Pakistan Scientific and Technological Information Centre
- Official patch of the PASTIC
- Abbreviation: PASTIC
- Established: 1974; 52 years ago
- Founder: Government of Pakistan
- Founded at: Islamabad, Pakistan
- Type: Governmental
- Legal status: Repository
- Purpose: Dissemination of Scientific and Technological Information
- Headquarters: PASTIC National Center, Quaid e Azam University, Islamabad, 44000
- Location: Islamabad Capital Territory, Pakistan;
- Fields: Science and Technology
- Official language: Urdu, English
- Director General: Muhammad Akram Sheikh
- Parent organization: Pakistan Science Foundation
- Website: www.pastic.gov.pk

= Pakistan Scientific and Technological Information Centre =

National repository in Pakistan

The Pakistan Scientific and Technological Information Centre (PASTIC) is a research support and premier national organization of the government of Pakistan with its prime focus on scientific academic principles and research and the dissemination of scientific studies and information technology. It is principally focused on providing academic assistance to scientists, researchers, academics, industrialists, entrepreneurs, planners, and policymakers, among others. It also contains information about science, engineering and technology for research and development of technology.

An expanded project of the Pakistan Council of Scientific & Industrial Research (PCSIR) and a subsidiary of the Pakistan Science Foundation, the PASTIC is headquartered at the Quaid-i-Azam University campus, Islamabad. Its six branches are located in Karachi, Lahore, Faisalabad, Peshawar, Muzaffarabad and Quetta. The PASTIC consists of a database of full-text science and technology documents, publications of the Pakistan Journal of Computer and Information System (PJCIS) and secondary journals of abstracts which are available in ten academic disciplines. It also serves as a database of patents, bibliographic information, compilation of Union catalogues and directories, and reprographic printing services grouped into mimeographing, photocopier and microfilming.

== History ==
The Pakistan Scientific and Technological Information Centre was established in 1974 under the UNESCO-assisted organisation the Pakistan National Scientific and Technical Documentation Centre (PANSDOC) which works under the Pakistan Council of Scientific & Industrial Research (PCSIR). PASTIC was later transferred from PCSIR to Pakistan Science Foundation (PSF) and started serving as a subsidiary of PSF. It also provide financial assistance to the National Digital Archive of Pakistani.

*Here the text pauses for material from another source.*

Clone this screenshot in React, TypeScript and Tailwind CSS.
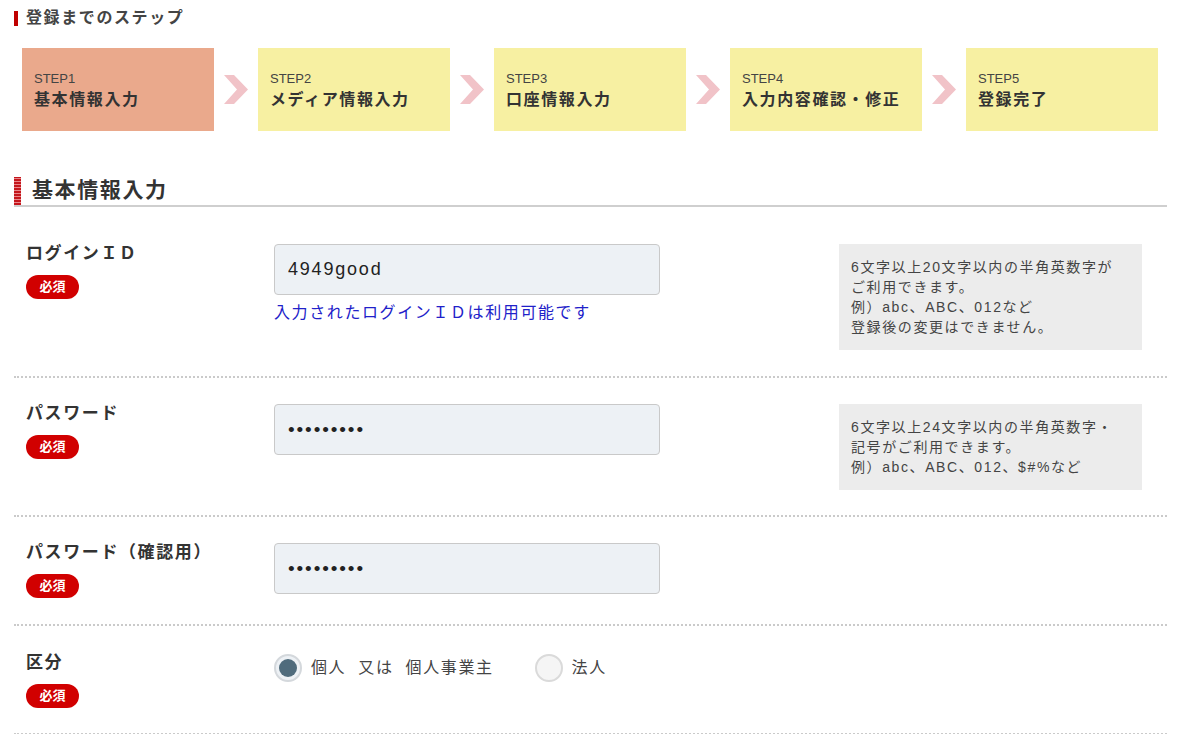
import React from 'react';

const steps = [
  { no: 'STEP1', title: '基本情報入力', active: true },
  { no: 'STEP2', title: 'メディア情報入力' },
  { no: 'STEP3', title: '口座情報入力' },
  { no: 'STEP4', title: '入力内容確認・修正' },
  { no: 'STEP5', title: '登録完了' },
];

function Arrow() {
  return (
    <svg width="24" height="29" viewBox="0 0 24 29" className="shrink-0">
      <polygon points="0,0 10,0 24,14.5 10,29 0,29 13,14.5" fill="#f1c3c8" />
    </svg>
  );
}

function Badge() {
  return (
    <div className="mt-[10px] w-[53px] h-[24px] rounded-full bg-[#d10000] text-white text-[13px] font-bold flex items-center justify-center tracking-normal">
      必須
    </div>
  );
}

function Label({ text }: { text: string }) {
  return (
    <div className="w-[248px] shrink-0">
      <div className="text-[17px] font-bold leading-[22px] -mt-[1px]">{text}</div>
      <Badge />
    </div>
  );
}

function Field({ value, password }: { value: string; password?: boolean }) {
  return (
    <input
      readOnly
      type={password ? 'password' : 'text'}
      value={value}
      className={
        (password ? 'text-[19px] ' : 'text-[18px] ') +
        'w-[386px] h-[51px] border border-[#c9c9c9] rounded-[4px] bg-[#edf1f5] px-[13px] text-[#222] tracking-[0.1em] outline-none'
      }
    />
  );
}

function Hint({ lines }: { lines: string[] }) {
  return (
    <div className="ml-[179px] w-[303px] bg-[#ececec] px-[12px] py-[13px] text-[14px] leading-[20px] text-[#444]">
      {lines.map((l) => (
        <div key={l}>{l}</div>
      ))}
    </div>
  );
}

function Radio({ checked, label }: { checked?: boolean; label: string }) {
  return (
    <div className="flex items-center gap-[9px]">
      <div
        className={
          checked
            ? 'w-[28px] h-[28px] rounded-full border-2 border-[#d4d8dc] bg-[#edf1f5] flex items-center justify-center'
            : 'w-[28px] h-[28px] rounded-full border-2 border-[#dadada] bg-[#f5f5f5]'
        }
      >
        {checked && <div className="w-[18px] h-[18px] rounded-full bg-[#4f6b7c]" />}
      </div>
      <span className="text-[16px] text-[#444] whitespace-pre">{label}</span>
    </div>
  );
}

export default function App() {
  const rowCls = 'flex pl-[12px] border-b-2 border-dotted border-[#cacaca]';

  return (
    <div className="min-h-screen bg-white text-[#333] tracking-[0.1em] font-['Liberation_Sans','Noto_Sans_CJK_JP',sans-serif]">
      <div className="pt-[8px] pl-[14px] flex items-center gap-[8px]">
        <div className="w-[4px] h-[15px] bg-[#c00000]" />
        <div className="text-[16px] font-bold leading-[20px] text-[#444]">登録までのステップ</div>
      </div>

      <div className="mt-[20px] ml-[22px] w-[1136px] flex items-center justify-between">
        {steps.map((s, i) => (
          <React.Fragment key={s.no}>
            {i > 0 && <Arrow />}
            <div
              className={
                (s.active ? 'bg-[#eaa98c] ' : 'bg-[#f7f0a2] ') +
                'w-[192px] h-[83px] pl-[12px] pt-[22px] flex flex-col'
              }
            >
              <div className="text-[13px] leading-[18px] text-[#444] tracking-normal">{s.no}</div>
              <div className="text-[16px] font-bold leading-[24px] text-[#333]">{s.title}</div>
            </div>
          </React.Fragment>
        ))}
      </div>

      <div className="ml-[14px] w-[1153px]">
        <div className="mt-[46px] flex items-stretch border-b-2 border-[#cfcfcf]">
          <div className="w-[7px] h-[28px] bg-[repeating-linear-gradient(0deg,#c4161c_0px,#c4161c_2px,#e9868a_2px,#e9868a_3px)]" />
          <div className="pl-[11px] text-[21px] font-bold leading-[26px] text-[#333]">基本情報入力</div>
        </div>

        <div className={rowCls + ' pt-[37px] pb-[26px]'}>
          <Label text="ログインＩＤ" />
          <div className="w-[386px] shrink-0">
            <Field value="4949good" />
            <div className="mt-[7px] text-[16px] leading-[22px] text-[#2121c9]">入力されたログインＩＤは利用可能です</div>
          </div>
          <Hint
            lines={[
              '6文字以上20文字以内の半角英数字が',
              'ご利用できます。',
              '例）abc、ABC、012など',
              '登録後の変更はできません。',
            ]}
          />
        </div>

        <div className={rowCls + ' pt-[26px] pb-[25px]'}>
          <Label text="パスワード" />
          <div className="w-[386px] shrink-0">
            <Field value="abcdefghi" password />
          </div>
          <Hint
            lines={[
              '6文字以上24文字以内の半角英数字・',
              '記号がご利用できます。',
              '例）abc、ABC、012、$#%など',
            ]}
          />
        </div>

        <div className={rowCls + ' pt-[26px] pb-[26px]'}>
          <Label text="パスワード（確認用）" />
          <div className="w-[386px] shrink-0">
            <Field value="abcdefghi" password />
          </div>
        </div>

        <div className={rowCls + ' pt-[27px] pb-[25px]'}>
          <Label text="区分" />
          <div className="h-[30px] flex items-center gap-[41px]">
            <Radio checked label="個人  又は  個人事業主" />
            <Radio label="法人" />
          </div>
        </div>
      </div>
    </div>
  );
}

PASTIC plays central role in developing networking of journals and publishers communities with objectives of preservation of national research content. It preserves publishing material in full-text format, standardization of scientific journals, repository. It has maintained a visualization mechanism for reviewing research-oriented materials.

=== Background ===
The PASTIC assist journal publishers in providing free web hosting for journal, import and export of data and data backup in addition to providing financial aid for digitization and capacity building of scientific, journal, and publishing communities.

Working under the Ministry of Science and Technology, its main functions are to provide academic support for researchers with information technology resources. Data is provided through its libraries by coordinating with the Pakistani universities and Center of excellence communities.

== Organisational structure ==
The PASTIC is headed by the Pakistan Science Foundation (PSF) chairperson and the PASTIC's director general. They are responsible for administrative tasks of its sub-centres, management, scientific and technical wings. Management wing consists of accounts. The admin section is responsible for finance and administration of management wing.